# TASK:
Word for word, print each line of the listing below; pictures stay out.

# INFORMATION PROVIDED:
□ □ □ □ □ □ □
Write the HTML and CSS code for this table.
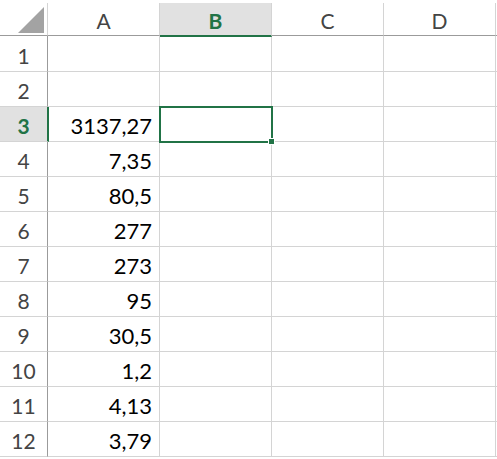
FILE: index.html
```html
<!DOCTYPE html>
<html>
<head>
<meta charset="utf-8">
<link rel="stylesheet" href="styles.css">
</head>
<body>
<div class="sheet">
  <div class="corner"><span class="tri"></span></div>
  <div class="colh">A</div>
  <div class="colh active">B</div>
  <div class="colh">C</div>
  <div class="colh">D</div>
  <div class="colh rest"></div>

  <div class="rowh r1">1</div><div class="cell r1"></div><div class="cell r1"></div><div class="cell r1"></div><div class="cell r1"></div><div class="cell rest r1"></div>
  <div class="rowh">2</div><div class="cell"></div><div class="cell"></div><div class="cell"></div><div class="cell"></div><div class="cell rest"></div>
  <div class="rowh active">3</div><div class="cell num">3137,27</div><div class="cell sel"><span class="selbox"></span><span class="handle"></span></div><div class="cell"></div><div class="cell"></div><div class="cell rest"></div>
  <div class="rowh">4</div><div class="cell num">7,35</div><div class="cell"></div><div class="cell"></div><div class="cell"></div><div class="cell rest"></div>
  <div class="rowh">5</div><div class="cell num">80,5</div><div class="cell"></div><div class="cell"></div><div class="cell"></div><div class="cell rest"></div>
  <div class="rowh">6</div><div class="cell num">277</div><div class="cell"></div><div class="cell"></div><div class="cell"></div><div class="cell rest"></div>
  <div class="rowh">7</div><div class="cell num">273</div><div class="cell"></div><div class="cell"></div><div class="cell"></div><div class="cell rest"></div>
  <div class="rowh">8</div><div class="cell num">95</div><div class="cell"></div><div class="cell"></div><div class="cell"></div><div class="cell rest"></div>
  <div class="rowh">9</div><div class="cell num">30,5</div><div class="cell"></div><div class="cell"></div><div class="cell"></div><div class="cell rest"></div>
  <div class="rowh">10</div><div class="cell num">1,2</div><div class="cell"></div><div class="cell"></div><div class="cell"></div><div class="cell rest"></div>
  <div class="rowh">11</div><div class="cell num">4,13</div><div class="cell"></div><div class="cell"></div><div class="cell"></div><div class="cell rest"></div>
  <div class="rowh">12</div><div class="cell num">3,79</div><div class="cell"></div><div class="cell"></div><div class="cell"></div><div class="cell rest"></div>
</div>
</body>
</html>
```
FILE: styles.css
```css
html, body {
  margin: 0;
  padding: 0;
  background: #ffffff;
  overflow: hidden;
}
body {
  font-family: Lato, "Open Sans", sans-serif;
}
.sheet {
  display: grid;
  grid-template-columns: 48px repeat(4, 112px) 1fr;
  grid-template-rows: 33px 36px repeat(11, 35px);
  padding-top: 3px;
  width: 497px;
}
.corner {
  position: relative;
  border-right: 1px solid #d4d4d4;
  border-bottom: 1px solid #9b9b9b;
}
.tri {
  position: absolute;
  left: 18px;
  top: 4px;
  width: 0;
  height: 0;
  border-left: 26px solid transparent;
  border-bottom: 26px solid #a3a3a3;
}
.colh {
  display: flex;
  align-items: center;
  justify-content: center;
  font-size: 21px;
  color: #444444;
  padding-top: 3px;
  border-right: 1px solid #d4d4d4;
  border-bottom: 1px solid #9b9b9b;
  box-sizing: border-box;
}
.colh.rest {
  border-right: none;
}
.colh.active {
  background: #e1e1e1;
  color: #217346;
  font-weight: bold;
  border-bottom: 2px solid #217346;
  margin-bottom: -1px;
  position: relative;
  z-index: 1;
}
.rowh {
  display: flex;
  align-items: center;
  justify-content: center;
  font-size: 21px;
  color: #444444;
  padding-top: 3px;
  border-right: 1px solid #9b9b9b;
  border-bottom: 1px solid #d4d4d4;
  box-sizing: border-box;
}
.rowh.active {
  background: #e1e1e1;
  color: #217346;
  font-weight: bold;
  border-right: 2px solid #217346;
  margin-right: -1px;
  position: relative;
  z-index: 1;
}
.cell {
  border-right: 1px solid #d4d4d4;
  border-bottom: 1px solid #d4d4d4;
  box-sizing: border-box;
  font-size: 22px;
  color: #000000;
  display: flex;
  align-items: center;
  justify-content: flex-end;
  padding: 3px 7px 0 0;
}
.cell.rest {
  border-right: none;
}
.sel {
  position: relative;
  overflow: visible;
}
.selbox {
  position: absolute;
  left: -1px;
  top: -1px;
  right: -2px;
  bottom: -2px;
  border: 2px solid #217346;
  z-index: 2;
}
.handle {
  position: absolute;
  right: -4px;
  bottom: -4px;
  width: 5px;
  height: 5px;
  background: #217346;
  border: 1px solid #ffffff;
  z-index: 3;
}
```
□ □ □ □ □ □ □
# WRITTEN SOLUTION:
Write the HTML and CSS code for this table.
FILE: index.html
```html
<!DOCTYPE html>
<html>
<head>
<meta charset="utf-8">
<link rel="stylesheet" href="styles.css">
</head>
<body>
<div class="sheet">
  <div class="corner"><span class="tri"></span></div>
  <div class="colh">A</div>
  <div class="colh active">B</div>
  <div class="colh">C</div>
  <div class="colh">D</div>
  <div class="colh rest"></div>

  <div class="rowh r1">1</div><div class="cell r1"></div><div class="cell r1"></div><div class="cell r1"></div><div class="cell r1"></div><div class="cell rest r1"></div>
  <div class="rowh">2</div><div class="cell"></div><div class="cell"></div><div class="cell"></div><div class="cell"></div><div class="cell rest"></div>
  <div class="rowh active">3</div><div class="cell num">3137,27</div><div class="cell sel"><span class="selbox"></span><span class="handle"></span></div><div class="cell"></div><div class="cell"></div><div class="cell rest"></div>
  <div class="rowh">4</div><div class="cell num">7,35</div><div class="cell"></div><div class="cell"></div><div class="cell"></div><div class="cell rest"></div>
  <div class="rowh">5</div><div class="cell num">80,5</div><div class="cell"></div><div class="cell"></div><div class="cell"></div><div class="cell rest"></div>
  <div class="rowh">6</div><div class="cell num">277</div><div class="cell"></div><div class="cell"></div><div class="cell"></div><div class="cell rest"></div>
  <div class="rowh">7</div><div class="cell num">273</div><div class="cell"></div><div class="cell"></div><div class="cell"></div><div class="cell rest"></div>
  <div class="rowh">8</div><div class="cell num">95</div><div class="cell"></div><div class="cell"></div><div class="cell"></div><div class="cell rest"></div>
  <div class="rowh">9</div><div class="cell num">30,5</div><div class="cell"></div><div class="cell"></div><div class="cell"></div><div class="cell rest"></div>
  <div class="rowh">10</div><div class="cell num">1,2</div><div class="cell"></div><div class="cell"></div><div class="cell"></div><div class="cell rest"></div>
  <div class="rowh">11</div><div class="cell num">4,13</div><div class="cell"></div><div class="cell"></div><div class="cell"></div><div class="cell rest"></div>
  <div class="rowh">12</div><div class="cell num">3,79</div><div class="cell"></div><div class="cell"></div><div class="cell"></div><div class="cell rest"></div>
</div>
</body>
</html>
```
FILE: styles.css
```css
html, body {
  margin: 0;
  padding: 0;
  background: #ffffff;
  overflow: hidden;
}
body {
  font-family: Lato, "Open Sans", sans-serif;
}
.sheet {
  display: grid;
  grid-template-columns: 48px repeat(4, 112px) 1fr;
  grid-template-rows: 33px 36px repeat(11, 35px);
  padding-top: 3px;
  width: 497px;
}
.corner {
  position: relative;
  border-right: 1px solid #d4d4d4;
  border-bottom: 1px solid #9b9b9b;
}
.tri {
  position: absolute;
  left: 18px;
  top: 4px;
  width: 0;
  height: 0;
  border-left: 26px solid transparent;
  border-bottom: 26px solid #a3a3a3;
}
.colh {
  display: flex;
  align-items: center;
  justify-content: center;
  font-size: 21px;
  color: #444444;
  padding-top: 3px;
  border-right: 1px solid #d4d4d4;
  border-bottom: 1px solid #9b9b9b;
  box-sizing: border-box;
}
.colh.rest {
  border-right: none;
}
.colh.active {
  background: #e1e1e1;
  color: #217346;
  font-weight: bold;
  border-bottom: 2px solid #217346;
  margin-bottom: -1px;
  position: relative;
  z-index: 1;
}
.rowh {
  display: flex;
  align-items: center;
  justify-content: center;
  font-size: 21px;
  color: #444444;
  padding-top: 3px;
  border-right: 1px solid #9b9b9b;
  border-bottom: 1px solid #d4d4d4;
  box-sizing: border-box;
}
.rowh.active {
  background: #e1e1e1;
  color: #217346;
  font-weight: bold;
  border-right: 2px solid #217346;
  margin-right: -1px;
  position: relative;
  z-index: 1;
}
.cell {
  border-right: 1px solid #d4d4d4;
  border-bottom: 1px solid #d4d4d4;
  box-sizing: border-box;
  font-size: 22px;
  color: #000000;
  display: flex;
  align-items: center;
  justify-content: flex-end;
  padding: 3px 7px 0 0;
}
.cell.rest {
  border-right: none;
}
.sel {
  position: relative;
  overflow: visible;
}
.selbox {
  position: absolute;
  left: -1px;
  top: -1px;
  right: -2px;
  bottom: -2px;
  border: 2px solid #217346;
  z-index: 2;
}
.handle {
  position: absolute;
  right: -4px;
  bottom: -4px;
  width: 5px;
  height: 5px;
  background: #217346;
  border: 1px solid #ffffff;
  z-index: 3;
}
```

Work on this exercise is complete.